Kiszczak zeznaje ws. "Wujka"
Były szef MSW gen. Czesław Kiszczak zeznaje przed Sądem Okręgowym w Katowicach jako świadek w procesie dotyczącym pacyfikacji kopalń "Wujek" i "Manifest Lipcowy" na początku stanu wojennego.
Przed katowickim sądem już po raz trzeci toczy się proces milicjantów, oskarżonych o strzelanie do górników w kopalniach. Zginęło wówczas dziewięciu górników z "Wujka", a kilkudziesięciu robotników z obu kopalń zostało rannych.
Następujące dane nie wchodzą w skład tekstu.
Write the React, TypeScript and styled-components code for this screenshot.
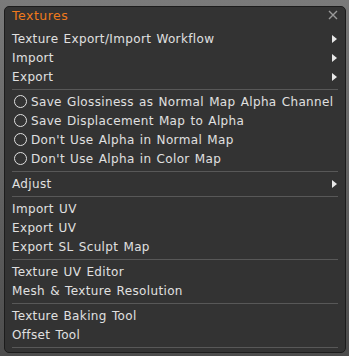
import styled, { createGlobalStyle } from "styled-components";

const GlobalStyle = createGlobalStyle`
  html, body {
    margin: 0;
    padding: 0;
  }
  body {
    width: 349px;
    height: 356px;
    overflow: hidden;
    background: linear-gradient(#7a7a7a, #4c4c4c);
    font-family: "DejaVu Sans", sans-serif;
  }
`;

const Panel = styled.div`
  box-sizing: border-box;
  width: 342px;
  height: 347px;
  margin: 6px 0 0 4px;
  background: #333333;
  border: 1px solid #1c1c1c;
  border-radius: 5px;
  padding: 0 6px 0 7px;
  color: #e0e0e0;
  font-size: 12px;
  letter-spacing: 0.35px;
  word-spacing: 1px;
`;

const Header = styled.div`
  display: flex;
  justify-content: space-between;
  align-items: flex-start;
  height: 22px;
`;

const Title = styled.div`
  color: #f07a1c;
  font-size: 12.5px;
  letter-spacing: 0.5px;
  padding-top: 1px;
`;

const Close = styled.svg`
  width: 10px;
  height: 10px;
  margin: 3px 1px 0 0;
`;

const Row = styled.div<{ $indent?: boolean }>`
  display: flex;
  align-items: center;
  height: 19px;
  gap: 5px;
  padding-left: ${(p) => (p.$indent ? "2px" : "0")};
  white-space: nowrap;
`;

const Label = styled.span`
  flex: 1;
`;

const Arrow = styled.span`
  width: 0;
  height: 0;
  margin-right: 2px;
  border-top: 4px solid transparent;
  border-bottom: 4px solid transparent;
  border-left: 5px solid #e8e8e8;
`;

const Radio = styled.span`
  box-sizing: border-box;
  width: 13px;
  height: 13px;
  margin-right: -1px;
  border: 1.5px solid #e0e0e0;
  border-radius: 50%;
  flex-shrink: 0;
`;

const Separator = styled.div`
  height: 1px;
  background: #585858;
  margin: 3px 1px 2px 0;
`;

type Item = { label: string; sub?: boolean; radio?: boolean };

const groups: Item[][] = [
  [
    { label: "Texture Export/Import Workflow", sub: true },
    { label: "Import", sub: true },
    { label: "Export", sub: true },
  ],
  [
    { label: "Save Glossiness as Normal Map Alpha Channel", radio: true },
    { label: "Save Displacement Map to Alpha", radio: true },
    { label: "Don't Use Alpha in Normal Map", radio: true },
    { label: "Don't Use Alpha in Color Map", radio: true },
  ],
  [{ label: "Adjust", sub: true }],
  [{ label: "Import UV" }, { label: "Export UV" }, { label: "Export SL Sculpt Map" }],
  [{ label: "Texture UV Editor" }, { label: "Mesh & Texture Resolution" }],
  [{ label: "Texture Baking Tool" }, { label: "Offset Tool" }],
];

export default function App() {
  return (
    <>
      <GlobalStyle />
      <Panel>
        <Header>
          <Title>Textures</Title>
          <Close viewBox="0 0 10 10">
            <path d="M1 1L9 9M9 1L1 9" stroke="#9a9a9a" strokeWidth="1.4" />
          </Close>
        </Header>
        {groups.map((g, i) => (
          <div key={i}>
            {g.map((it) => (
              <Row key={it.label} $indent={it.radio}>
                {it.radio && <Radio />}
                <Label>{it.label}</Label>
                {it.sub && <Arrow />}
              </Row>
            ))}
            <Separator />
          </div>
        ))}
      </Panel>
    </>
  );
}
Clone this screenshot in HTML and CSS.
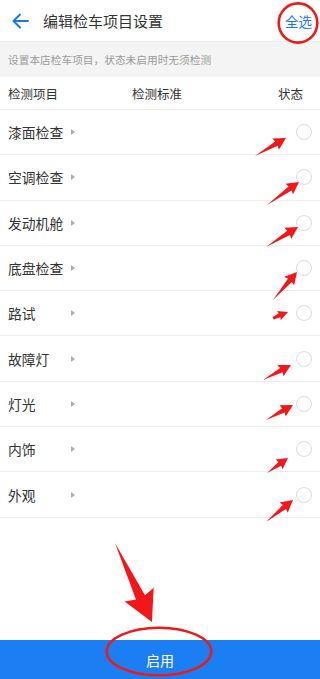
FILE: index.html
```html
<!DOCTYPE html>
<html lang="zh">
<head>
<meta charset="utf-8">
<link rel="stylesheet" href="styles.css">
</head>
<body>
<div class="page">
  <header class="topbar">
    <svg class="back" width="18" height="16" viewBox="0 0 18 16"><path d="M16 8H2M8 1.5L1.5 8 8 14.5" fill="none" stroke="#1a78ee" stroke-width="2" stroke-linecap="round" stroke-linejoin="round"/></svg>
    <h1 class="title">编辑检车项目设置</h1>
    <span class="all">全选</span>
  </header>
  <div class="tip">设置本店检车项目，状态未启用时无须检测</div>
  <div class="thead">
    <span>检测项目</span>
    <span>检测标准</span>
    <span>状态</span>
  </div>
  <ul class="list">
    <li class="row"><span class="name">漆面检查</span><i class="chev"></i><span class="radio"></span></li>
    <li class="row"><span class="name">空调检查</span><i class="chev"></i><span class="radio"></span></li>
    <li class="row"><span class="name">发动机舱</span><i class="chev"></i><span class="radio"></span></li>
    <li class="row"><span class="name">底盘检查</span><i class="chev"></i><span class="radio"></span></li>
    <li class="row"><span class="name">路试</span><i class="chev"></i><span class="radio"></span></li>
    <li class="row"><span class="name">故障灯</span><i class="chev"></i><span class="radio"></span></li>
    <li class="row"><span class="name">灯光</span><i class="chev"></i><span class="radio"></span></li>
    <li class="row"><span class="name">内饰</span><i class="chev"></i><span class="radio"></span></li>
    <li class="row"><span class="name">外观</span><i class="chev"></i><span class="radio"></span></li>
  </ul>
  <div class="spacer"></div>
  <div class="btn">启用</div>

  <svg class="marks" width="320" height="679" viewBox="0 0 320 679">
    <g fill="#f5161a">
      <polygon transform="translate(255,156) rotate(-30.1)" points="0,0 24.8,-2.5 23.8,-6.5 35.8,0 23.8,6.5 24.8,2.5"/>
      <polygon transform="translate(267,205) rotate(-35.7)" points="0,0 28.4,-2.5 27.4,-6.5 39.4,0 27.4,6.5 28.4,2.5"/>
      <polygon transform="translate(266,247) rotate(-32)" points="0,0 26.7,-2.5 25.7,-6.5 37.7,0 25.7,6.5 26.7,2.5"/>
      <polygon transform="translate(273,300) rotate(-49.4)" points="0,0 25.9,-2.5 24.9,-6.5 36.9,0 24.9,6.5 25.9,2.5"/>
      <polygon transform="translate(273,318) rotate(-21.8)" points="0,-1 7.2,-2.2 6.2,-5 16.2,0 6.2,5 7.2,2.2 0,1.5"/>
      <polygon transform="translate(263,380) rotate(-28.2)" points="0,0 20.8,-2.5 19.8,-6.5 31.8,0 19.8,6.5 20.8,2.5"/>
      <polygon transform="translate(266,420) rotate(-29)" points="0,0 19.9,-2.5 18.9,-6.5 30.9,0 18.9,6.5 19.9,2.5"/>
      <polygon transform="translate(267,473) rotate(-35.5)" points="0,0 15.8,-2.3 14.8,-6 25.8,0 14.8,6 15.8,2.3"/>
      <polygon transform="translate(266,522) rotate(-39.2)" points="0,0 23.8,-2.5 22.8,-6.5 34.8,0 22.8,6.5 23.8,2.5"/>
      <polygon transform="translate(115,543) rotate(64.9)" points="0,0 60,-5 57,-16 87.2,0 57,16 60,5"/>
    </g>
    <g fill="none" stroke="#ee1a1a" stroke-width="2.6">
      <ellipse cx="298" cy="23" rx="19.3" ry="19.6"/>
      <ellipse cx="159" cy="651.5" rx="52.3" ry="23.8"/>
    </g>
  </svg>
</div>
</body>
</html>
```

FILE: styles.css
```css
* { box-sizing: border-box; }
html, body { margin: 0; padding: 0; }
body {
  width: 320px;
  height: 679px;
  overflow: hidden;
  background: #fff;
  font-family: "Noto Sans CJK SC", "Noto Sans", sans-serif;
  color: #333;
}
.page {
  position: relative;
  width: 320px;
  height: 679px;
  display: flex;
  flex-direction: column;
}
.topbar {
  height: 42px;
  display: flex;
  align-items: center;
  padding: 0 8px 0 12px;
  background: #fff;
  border-bottom: 1px solid #ededed;
}
.back { flex: none; }
.title {
  margin: 0 0 0 13px;
  font-size: 15px;
  font-weight: normal;
  color: #333;
  flex: 1;
}
.all {
  font-size: 13.5px;
  color: #1a78ee;
}
.tip {
  height: 35px;
  background: #f4f4f4;
  display: flex;
  align-items: center;
  padding-left: 8px;
  font-size: 10.7px;
  color: #9a9a9a;
}
.thead {
  height: 33px;
  display: grid;
  grid-template-columns: 124px 1fr auto;
  align-items: center;
  padding: 0 17px 0 8px;
  font-size: 12.5px;
  color: #333;
  border-bottom: 1px solid #eeeeee;
}
.list {
  list-style: none;
  margin: 0;
  padding: 0;
}
.row {
  height: 45.3px;
  display: flex;
  align-items: center;
  padding: 0 8px;
  border-bottom: 1px solid #eeeeee;
}
.name {
  width: 63px;
  font-size: 13.8px;
  color: #333;
}
.chev {
  width: 0;
  height: 0;
  border-top: 3.5px solid transparent;
  border-bottom: 3.5px solid transparent;
  border-left: 4px solid #a9adb8;
}
.radio {
  margin-left: auto;
  width: 16px;
  height: 16px;
  border-radius: 50%;
  border: 1.3px solid #dcdcdc;
}
.spacer { flex: 1; }
.btn {
  height: 39px;
  background: #1b7ef2;
  color: #fff;
  font-size: 14px;
  display: flex;
  align-items: center;
  justify-content: center;
}
.marks {
  position: absolute;
  left: 0;
  top: 0;
  pointer-events: none;
}
```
Na ławie oskarżonych zasiada 17 osób - b. wiceszef KW MO w Katowicach i 16 byłych członków plutonu specjalnego ZOMO. Dwa pierwsze wyroki uchylał sąd apelacyjny.
Sprawę Kiszczaka, którego także objęło oskarżenie, z powodu złego stanu zdrowia wyłączono w 1993 r. z katowickiego procesu i skierowano do sądu warszawskiego. Niebawem ma się rozpocząć jego ponowny proces.
Według aktu oskarżenia, Kiszczak "sprowadził powszechne niebezpieczeństwo dla życia i zdrowia ludzi", wysyłając 13 grudnia 1981 r. tajny szyfrogram do jednostek milicji, mających m.in. pacyfikować zakłady strajkujące po wprowadzeniu tego dnia stanu wojennego przez władze PRL. Zdaniem prokuratury, bez żadnej podstawy prawnej Kiszczak przekazywał w nim dowódcom poszczególnych oddziałów MO swoje uprawnienia do wydania rozkazu o użyciu broni. Kiszczak twierdzi, że jest niewinny i że zakazał użycia broni w "Wujku".